Racqueteering: Some of World’s Best Squash Players to Visit Boston
Four members of Pakistan’s national junior team will be coming to town to train and compete.
Boston has always been a hub for squash. The city is home to some of the country’s oldest clubs, liveliest leagues, and best players. And interest in the game has only been rising here in recent years: Membership at the Massachusetts Squash association has doubled since 2007, and we regularly attract major talent from around the globe to coach and play. Now Dover resident Mahmud Jafri is set to take the sport to even greater heights locally. In December, he’ll be bringing four members of Pakistan’s national junior team to Boston to train and compete.
Pakistan has deep roots in the sport. From 1950 to 1998, Pakistani squash players reigned supreme on the international circuit. Most famous was the legendary Jahangir Khan, who in the 1980s won 555 consecutive professional matches—the longest winning streak in squash history, and one of the longest in any sport. Since the late ’90s, though, the trying political climate in Pakistan has increasingly discouraged the country’s players from competing in international tournaments. While still ranked among the world’s best, they haven’t managed to win a single British or World Open.
But Jafri wants to change all of that. Pakistani by birth, he so loves the sport that 25 years ago he built a court in his home so his children and friends could learn to play. Now he wants to help Pakistan return to the top of the heap, and he figures he can do that by bringing young players here to train.

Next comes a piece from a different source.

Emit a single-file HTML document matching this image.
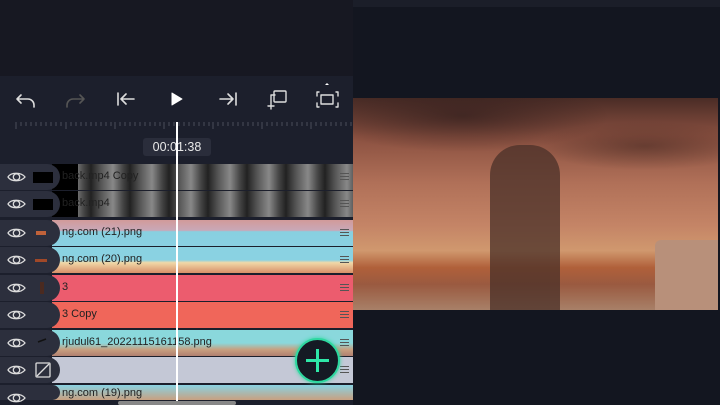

The plan is simple. If the Pakistanis, with their aggressive games, can beat up on the local talent, they can get seeded in tournaments in Boston, New York, and Philadelphia, which, in turn, will allow them to move up in the international rankings. Only a few players would need to follow that path for Boston to be recognized as a new conduit to the top of world squash rankings. Then, it’s game on. “The Pakistan Squash Federation will see how this goes,” says Dover Squash coach Paul Mathieson, who will train the four players. “In the future, we can continue bringing them.”